(Recorded data):

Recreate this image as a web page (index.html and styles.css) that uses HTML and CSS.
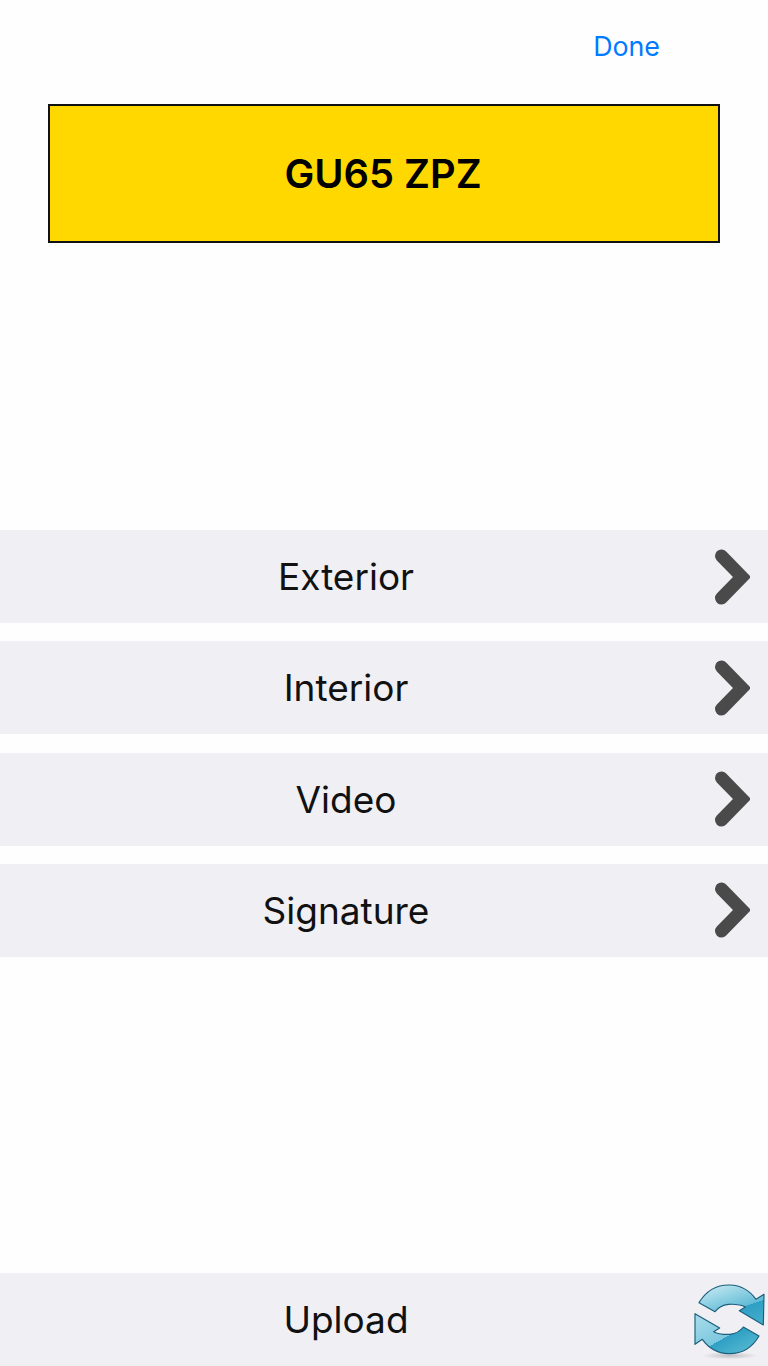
FILE: index.html
```html
<!DOCTYPE html>
<html lang="en">
<head>
    <meta charset="UTF-8">
    <meta name="viewport" content="width=device-width, initial-scale=1.0">
    <title>Vehicle</title>
    <link rel="stylesheet" href="styles.css">
</head>
<body>
    <div class="screen">
        <div class="top-bar">
            <a class="done">Done</a>
        </div>
        <div class="plate">GU65 ZPZ</div>

        <div class="menu">
            <div class="row">
                <span class="row-label">Exterior</span>
                <svg class="chevron" viewBox="0 0 36 56"><path d="M7.5 7 L28 28 L7.5 49"/></svg>
            </div>
            <div class="row">
                <span class="row-label">Interior</span>
                <svg class="chevron" viewBox="0 0 36 56"><path d="M7.5 7 L28 28 L7.5 49"/></svg>
            </div>
            <div class="row">
                <span class="row-label">Video</span>
                <svg class="chevron" viewBox="0 0 36 56"><path d="M7.5 7 L28 28 L7.5 49"/></svg>
            </div>
            <div class="row">
                <span class="row-label">Signature</span>
                <svg class="chevron" viewBox="0 0 36 56"><path d="M7.5 7 L28 28 L7.5 49"/></svg>
            </div>
        </div>

        <div class="row upload">
            <span class="row-label">Upload</span>
            <svg class="sync" viewBox="0 0 264 318">
                <defs>
                    <linearGradient id="syncTop" gradientUnits="userSpaceOnUse" x1="150" y1="70" x2="200" y2="220">
                        <stop offset="0" stop-color="#b6e2ee"/>
                        <stop offset="0.5" stop-color="#62bbd6"/>
                        <stop offset="0.5" stop-color="#2f9fc4"/>
                        <stop offset="1" stop-color="#48b0cf"/>
                    </linearGradient>
                    <linearGradient id="syncBottom" gradientUnits="userSpaceOnUse" x1="90" y1="140" x2="190" y2="320">
                        <stop offset="0" stop-color="#a8dcea"/>
                        <stop offset="0.5" stop-color="#7cc8df"/>
                        <stop offset="0.5" stop-color="#2f9fc4"/>
                        <stop offset="0.8" stop-color="#4fb5cf"/>
                        <stop offset="1" stop-color="#6fcad6"/>
                    </linearGradient>
                    <radialGradient id="syncShadow">
                        <stop offset="0" stop-color="#000" stop-opacity="0.2"/>
                        <stop offset="1" stop-color="#000" stop-opacity="0"/>
                    </radialGradient>
                </defs>
                <ellipse cx="150" cy="287" rx="85" ry="11" fill="url(#syncShadow)"/>
                <path class="sync-arrow sync-top" d="M57 128 C80 90 115 74 150 75 C180 76 208 90 228 118 L252 103 L250 195 L178 152 L196 141 C180 132 165 132 145 133 C128 135 114 143 105 155 Z"/>
                <path class="sync-arrow sync-bottom" d="M237 228 C215 266 180 282 145 281 C115 280 87 266 67 238 L45 253 L45 161 L119 204 L101 215 C117 224 130 224 150 223 C167 221 181 213 190 201 Z"/>
            </svg>
        </div>
    </div>
</body>
</html>
```

FILE: styles.css
```css
html, body {
    margin: 0;
    padding: 0;
}
body {
    background-color: #fefefe;
    font-family: Inter, 'Liberation Sans', sans-serif;
    color: #111;
}
.screen {
    position: relative;
    display: flex;
    flex-direction: column;
    height: 1366px;
    overflow: hidden;
}
.top-bar {
    display: flex;
    justify-content: flex-end;
    height: 104px;
    padding-right: 108px;
    box-sizing: border-box;
}
.done {
    margin-top: 29px;
    font-size: 26.8px;
    line-height: 34px;
    color: #007aff;
}
.plate {
    display: flex;
    align-items: center;
    justify-content: center;
    height: 139px;
    margin: 0 48px;
    padding-right: 2px;
    box-sizing: border-box;
    border: 2px solid #111;
    background-color: #ffd800;
    font-size: 39.8px;
    font-weight: 600;
    color: #000;
}
.menu {
    display: flex;
    flex-direction: column;
    gap: 18.33px;
    margin-top: 287px;
}
.row {
    display: flex;
    align-items: center;
    height: 93px;
    padding-right: 14px;
    box-sizing: border-box;
    background-color: #efeff4;
}
.row-label {
    flex: 1;
    padding-right: 22px;
    text-align: center;
    font-size: 37px;
}
.chevron {
    width: 36px;
    height: 56px;
    margin-right: 4px;
}
.chevron path {
    fill: none;
    stroke: #4a4a4a;
    stroke-width: 13;
    stroke-linecap: round;
    stroke-linejoin: miter;
}
.upload {
    margin-top: auto;
    padding-right: 54px;
}
.sync {
    position: absolute;
    right: 0;
    bottom: 0;
    width: 88px;
    height: 106px;
}
.sync-arrow {
    stroke: #1c5f7c;
    stroke-width: 3.5;
    stroke-linejoin: round;
}
.sync-top {
    fill: url(#syncTop);
}
.sync-bottom {
    fill: url(#syncBottom);
}
```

(Your goal): Your task is to reproduce all of the material exactly. The pictures stay out.

(Completed exercise):
Recreate this image as a web page (index.html and styles.css) that uses HTML and CSS.
FILE: index.html
```html
<!DOCTYPE html>
<html lang="en">
<head>
    <meta charset="UTF-8">
    <meta name="viewport" content="width=device-width, initial-scale=1.0">
    <title>Vehicle</title>
    <link rel="stylesheet" href="styles.css">
</head>
<body>
    <div class="screen">
        <div class="top-bar">
            <a class="done">Done</a>
        </div>
        <div class="plate">GU65 ZPZ</div>

        <div class="menu">
            <div class="row">
                <span class="row-label">Exterior</span>
                <svg class="chevron" viewBox="0 0 36 56"><path d="M7.5 7 L28 28 L7.5 49"/></svg>
            </div>
            <div class="row">
                <span class="row-label">Interior</span>
                <svg class="chevron" viewBox="0 0 36 56"><path d="M7.5 7 L28 28 L7.5 49"/></svg>
            </div>
            <div class="row">
                <span class="row-label">Video</span>
                <svg class="chevron" viewBox="0 0 36 56"><path d="M7.5 7 L28 28 L7.5 49"/></svg>
            </div>
            <div class="row">
                <span class="row-label">Signature</span>
                <svg class="chevron" viewBox="0 0 36 56"><path d="M7.5 7 L28 28 L7.5 49"/></svg>
            </div>
        </div>

        <div class="row upload">
            <span class="row-label">Upload</span>
            <svg class="sync" viewBox="0 0 264 318">
                <defs>
                    <linearGradient id="syncTop" gradientUnits="userSpaceOnUse" x1="150" y1="70" x2="200" y2="220">
                        <stop offset="0" stop-color="#b6e2ee"/>
                        <stop offset="0.5" stop-color="#62bbd6"/>
                        <stop offset="0.5" stop-color="#2f9fc4"/>
                        <stop offset="1" stop-color="#48b0cf"/>
                    </linearGradient>
                    <linearGradient id="syncBottom" gradientUnits="userSpaceOnUse" x1="90" y1="140" x2="190" y2="320">
                        <stop offset="0" stop-color="#a8dcea"/>
                        <stop offset="0.5" stop-color="#7cc8df"/>
                        <stop offset="0.5" stop-color="#2f9fc4"/>
                        <stop offset="0.8" stop-color="#4fb5cf"/>
                        <stop offset="1" stop-color="#6fcad6"/>
                    </linearGradient>
                    <radialGradient id="syncShadow">
                        <stop offset="0" stop-color="#000" stop-opacity="0.2"/>
                        <stop offset="1" stop-color="#000" stop-opacity="0"/>
                    </radialGradient>
                </defs>
                <ellipse cx="150" cy="287" rx="85" ry="11" fill="url(#syncShadow)"/>
                <path class="sync-arrow sync-top" d="M57 128 C80 90 115 74 150 75 C180 76 208 90 228 118 L252 103 L250 195 L178 152 L196 141 C180 132 165 132 145 133 C128 135 114 143 105 155 Z"/>
                <path class="sync-arrow sync-bottom" d="M237 228 C215 266 180 282 145 281 C115 280 87 266 67 238 L45 253 L45 161 L119 204 L101 215 C117 224 130 224 150 223 C167 221 181 213 190 201 Z"/>
            </svg>
        </div>
    </div>
</body>
</html>
```

FILE: styles.css
```css
html, body {
    margin: 0;
    padding: 0;
}
body {
    background-color: #fefefe;
    font-family: Inter, 'Liberation Sans', sans-serif;
    color: #111;
}
.screen {
    position: relative;
    display: flex;
    flex-direction: column;
    height: 1366px;
    overflow: hidden;
}
.top-bar {
    display: flex;
    justify-content: flex-end;
    height: 104px;
    padding-right: 108px;
    box-sizing: border-box;
}
.done {
    margin-top: 29px;
    font-size: 26.8px;
    line-height: 34px;
    color: #007aff;
}
.plate {
    display: flex;
    align-items: center;
    justify-content: center;
    height: 139px;
    margin: 0 48px;
    padding-right: 2px;
    box-sizing: border-box;
    border: 2px solid #111;
    background-color: #ffd800;
    font-size: 39.8px;
    font-weight: 600;
    color: #000;
}
.menu {
    display: flex;
    flex-direction: column;
    gap: 18.33px;
    margin-top: 287px;
}
.row {
    display: flex;
    align-items: center;
    height: 93px;
    padding-right: 14px;
    box-sizing: border-box;
    background-color: #efeff4;
}
.row-label {
    flex: 1;
    padding-right: 22px;
    text-align: center;
    font-size: 37px;
}
.chevron {
    width: 36px;
    height: 56px;
    margin-right: 4px;
}
.chevron path {
    fill: none;
    stroke: #4a4a4a;
    stroke-width: 13;
    stroke-linecap: round;
    stroke-linejoin: miter;
}
.upload {
    margin-top: auto;
    padding-right: 54px;
}
.sync {
    position: absolute;
    right: 0;
    bottom: 0;
    width: 88px;
    height: 106px;
}
.sync-arrow {
    stroke: #1c5f7c;
    stroke-width: 3.5;
    stroke-linejoin: round;
}
.sync-top {
    fill: url(#syncTop);
}
.sync-bottom {
    fill: url(#syncBottom);
}
```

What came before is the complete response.